What to produce: Copy the listing verbatim, excluding any images found in it.

Given material:

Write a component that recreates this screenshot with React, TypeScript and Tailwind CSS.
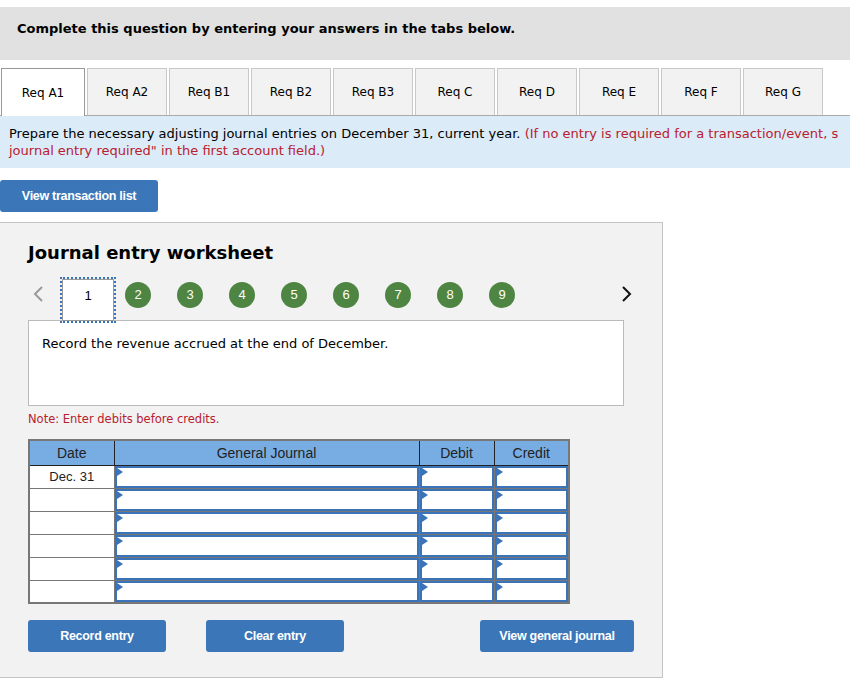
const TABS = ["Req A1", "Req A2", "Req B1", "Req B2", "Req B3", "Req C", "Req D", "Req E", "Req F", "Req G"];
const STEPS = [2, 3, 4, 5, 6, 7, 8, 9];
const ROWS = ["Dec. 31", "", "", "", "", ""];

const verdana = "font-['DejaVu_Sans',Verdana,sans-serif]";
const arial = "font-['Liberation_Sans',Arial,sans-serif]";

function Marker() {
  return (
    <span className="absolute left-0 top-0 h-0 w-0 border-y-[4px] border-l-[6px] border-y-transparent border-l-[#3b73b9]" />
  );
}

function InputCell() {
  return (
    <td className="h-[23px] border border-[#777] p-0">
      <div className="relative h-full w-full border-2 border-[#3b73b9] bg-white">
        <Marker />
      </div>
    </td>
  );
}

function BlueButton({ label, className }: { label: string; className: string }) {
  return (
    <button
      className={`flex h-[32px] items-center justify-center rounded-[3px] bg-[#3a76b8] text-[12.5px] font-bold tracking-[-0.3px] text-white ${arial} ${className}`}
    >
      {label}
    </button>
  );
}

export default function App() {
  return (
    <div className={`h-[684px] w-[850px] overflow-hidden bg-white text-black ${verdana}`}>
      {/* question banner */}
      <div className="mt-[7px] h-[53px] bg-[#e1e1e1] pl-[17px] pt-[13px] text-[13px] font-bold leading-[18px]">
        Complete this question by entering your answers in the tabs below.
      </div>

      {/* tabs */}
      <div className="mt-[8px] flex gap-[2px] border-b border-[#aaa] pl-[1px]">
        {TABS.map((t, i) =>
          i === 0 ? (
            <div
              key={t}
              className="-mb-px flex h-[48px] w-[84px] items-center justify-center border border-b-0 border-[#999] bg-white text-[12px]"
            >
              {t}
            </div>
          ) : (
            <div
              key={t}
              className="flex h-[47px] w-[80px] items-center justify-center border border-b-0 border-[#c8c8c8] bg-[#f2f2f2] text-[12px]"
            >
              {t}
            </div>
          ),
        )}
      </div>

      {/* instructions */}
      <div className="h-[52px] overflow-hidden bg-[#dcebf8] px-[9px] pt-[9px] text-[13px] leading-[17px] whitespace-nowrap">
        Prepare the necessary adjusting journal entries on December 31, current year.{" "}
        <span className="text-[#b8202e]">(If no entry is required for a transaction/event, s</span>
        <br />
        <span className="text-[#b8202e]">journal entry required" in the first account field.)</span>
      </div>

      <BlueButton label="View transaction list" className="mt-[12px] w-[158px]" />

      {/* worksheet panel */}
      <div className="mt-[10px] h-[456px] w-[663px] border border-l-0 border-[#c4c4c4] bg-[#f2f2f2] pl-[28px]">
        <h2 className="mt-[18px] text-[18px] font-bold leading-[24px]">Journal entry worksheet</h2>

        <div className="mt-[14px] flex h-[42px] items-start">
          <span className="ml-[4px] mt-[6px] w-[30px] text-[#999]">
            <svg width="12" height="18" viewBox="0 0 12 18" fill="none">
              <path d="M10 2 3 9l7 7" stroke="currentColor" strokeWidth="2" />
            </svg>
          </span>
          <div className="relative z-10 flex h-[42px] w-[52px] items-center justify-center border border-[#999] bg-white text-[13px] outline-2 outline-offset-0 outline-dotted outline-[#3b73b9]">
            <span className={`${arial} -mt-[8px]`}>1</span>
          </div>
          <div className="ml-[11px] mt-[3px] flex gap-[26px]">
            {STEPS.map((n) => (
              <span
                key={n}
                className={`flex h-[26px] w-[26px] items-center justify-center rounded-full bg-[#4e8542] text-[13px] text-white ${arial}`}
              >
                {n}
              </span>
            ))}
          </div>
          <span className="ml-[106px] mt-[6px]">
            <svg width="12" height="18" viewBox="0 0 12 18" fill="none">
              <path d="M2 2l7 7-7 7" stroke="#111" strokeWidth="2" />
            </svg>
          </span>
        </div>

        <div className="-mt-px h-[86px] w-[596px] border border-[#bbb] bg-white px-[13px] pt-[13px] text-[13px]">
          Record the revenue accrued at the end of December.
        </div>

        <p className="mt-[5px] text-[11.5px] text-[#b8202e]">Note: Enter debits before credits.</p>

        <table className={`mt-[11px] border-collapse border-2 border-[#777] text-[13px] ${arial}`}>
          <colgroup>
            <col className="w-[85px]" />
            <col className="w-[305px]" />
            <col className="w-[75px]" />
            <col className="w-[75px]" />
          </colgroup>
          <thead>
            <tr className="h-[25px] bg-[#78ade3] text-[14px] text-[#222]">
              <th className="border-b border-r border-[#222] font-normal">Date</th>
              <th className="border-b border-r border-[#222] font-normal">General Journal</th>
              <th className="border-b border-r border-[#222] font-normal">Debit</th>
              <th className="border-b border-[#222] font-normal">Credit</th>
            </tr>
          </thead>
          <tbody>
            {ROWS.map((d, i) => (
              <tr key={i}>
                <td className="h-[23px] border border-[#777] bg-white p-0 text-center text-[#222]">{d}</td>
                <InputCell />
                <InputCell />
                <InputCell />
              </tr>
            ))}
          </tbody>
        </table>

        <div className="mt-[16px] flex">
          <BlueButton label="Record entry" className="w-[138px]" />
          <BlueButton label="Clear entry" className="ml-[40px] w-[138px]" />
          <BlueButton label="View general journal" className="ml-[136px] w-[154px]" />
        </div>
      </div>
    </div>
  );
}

Solution to this problem:
Write a component that recreates this screenshot with React, TypeScript and Tailwind CSS.
const TABS = ["Req A1", "Req A2", "Req B1", "Req B2", "Req B3", "Req C", "Req D", "Req E", "Req F", "Req G"];
const STEPS = [2, 3, 4, 5, 6, 7, 8, 9];
const ROWS = ["Dec. 31", "", "", "", "", ""];

const verdana = "font-['DejaVu_Sans',Verdana,sans-serif]";
const arial = "font-['Liberation_Sans',Arial,sans-serif]";

function Marker() {
  return (
    <span className="absolute left-0 top-0 h-0 w-0 border-y-[4px] border-l-[6px] border-y-transparent border-l-[#3b73b9]" />
  );
}

function InputCell() {
  return (
    <td className="h-[23px] border border-[#777] p-0">
      <div className="relative h-full w-full border-2 border-[#3b73b9] bg-white">
        <Marker />
      </div>
    </td>
  );
}

function BlueButton({ label, className }: { label: string; className: string }) {
  return (
    <button
      className={`flex h-[32px] items-center justify-center rounded-[3px] bg-[#3a76b8] text-[12.5px] font-bold tracking-[-0.3px] text-white ${arial} ${className}`}
    >
      {label}
    </button>
  );
}

export default function App() {
  return (
    <div className={`h-[684px] w-[850px] overflow-hidden bg-white text-black ${verdana}`}>
      {/* question banner */}
      <div className="mt-[7px] h-[53px] bg-[#e1e1e1] pl-[17px] pt-[13px] text-[13px] font-bold leading-[18px]">
        Complete this question by entering your answers in the tabs below.
      </div>

      {/* tabs */}
      <div className="mt-[8px] flex gap-[2px] border-b border-[#aaa] pl-[1px]">
        {TABS.map((t, i) =>
          i === 0 ? (
            <div
              key={t}
              className="-mb-px flex h-[48px] w-[84px] items-center justify-center border border-b-0 border-[#999] bg-white text-[12px]"
            >
              {t}
            </div>
          ) : (
            <div
              key={t}
              className="flex h-[47px] w-[80px] items-center justify-center border border-b-0 border-[#c8c8c8] bg-[#f2f2f2] text-[12px]"
            >
              {t}
            </div>
          ),
        )}
      </div>

      {/* instructions */}
      <div className="h-[52px] overflow-hidden bg-[#dcebf8] px-[9px] pt-[9px] text-[13px] leading-[17px] whitespace-nowrap">
        Prepare the necessary adjusting journal entries on December 31, current year.{" "}
        <span className="text-[#b8202e]">(If no entry is required for a transaction/event, s</span>
        <br />
        <span className="text-[#b8202e]">journal entry required" in the first account field.)</span>
      </div>

      <BlueButton label="View transaction list" className="mt-[12px] w-[158px]" />

      {/* worksheet panel */}
      <div className="mt-[10px] h-[456px] w-[663px] border border-l-0 border-[#c4c4c4] bg-[#f2f2f2] pl-[28px]">
        <h2 className="mt-[18px] text-[18px] font-bold leading-[24px]">Journal entry worksheet</h2>

        <div className="mt-[14px] flex h-[42px] items-start">
          <span className="ml-[4px] mt-[6px] w-[30px] text-[#999]">
            <svg width="12" height="18" viewBox="0 0 12 18" fill="none">
              <path d="M10 2 3 9l7 7" stroke="currentColor" strokeWidth="2" />
            </svg>
          </span>
          <div className="relative z-10 flex h-[42px] w-[52px] items-center justify-center border border-[#999] bg-white text-[13px] outline-2 outline-offset-0 outline-dotted outline-[#3b73b9]">
            <span className={`${arial} -mt-[8px]`}>1</span>
          </div>
          <div className="ml-[11px] mt-[3px] flex gap-[26px]">
            {STEPS.map((n) => (
              <span
                key={n}
                className={`flex h-[26px] w-[26px] items-center justify-center rounded-full bg-[#4e8542] text-[13px] text-white ${arial}`}
              >
                {n}
              </span>
            ))}
          </div>
          <span className="ml-[106px] mt-[6px]">
            <svg width="12" height="18" viewBox="0 0 12 18" fill="none">
              <path d="M2 2l7 7-7 7" stroke="#111" strokeWidth="2" />
            </svg>
          </span>
        </div>

        <div className="-mt-px h-[86px] w-[596px] border border-[#bbb] bg-white px-[13px] pt-[13px] text-[13px]">
          Record the revenue accrued at the end of December.
        </div>

        <p className="mt-[5px] text-[11.5px] text-[#b8202e]">Note: Enter debits before credits.</p>

        <table className={`mt-[11px] border-collapse border-2 border-[#777] text-[13px] ${arial}`}>
          <colgroup>
            <col className="w-[85px]" />
            <col className="w-[305px]" />
            <col className="w-[75px]" />
            <col className="w-[75px]" />
          </colgroup>
          <thead>
            <tr className="h-[25px] bg-[#78ade3] text-[14px] text-[#222]">
              <th className="border-b border-r border-[#222] font-normal">Date</th>
              <th className="border-b border-r border-[#222] font-normal">General Journal</th>
              <th className="border-b border-r border-[#222] font-normal">Debit</th>
              <th className="border-b border-[#222] font-normal">Credit</th>
            </tr>
          </thead>
          <tbody>
            {ROWS.map((d, i) => (
              <tr key={i}>
                <td className="h-[23px] border border-[#777] bg-white p-0 text-center text-[#222]">{d}</td>
                <InputCell />
                <InputCell />
                <InputCell />
              </tr>
            ))}
          </tbody>
        </table>

        <div className="mt-[16px] flex">
          <BlueButton label="Record entry" className="w-[138px]" />
          <BlueButton label="Clear entry" className="ml-[40px] w-[138px]" />
          <BlueButton label="View general journal" className="ml-[136px] w-[154px]" />
        </div>
      </div>
    </div>
  );
}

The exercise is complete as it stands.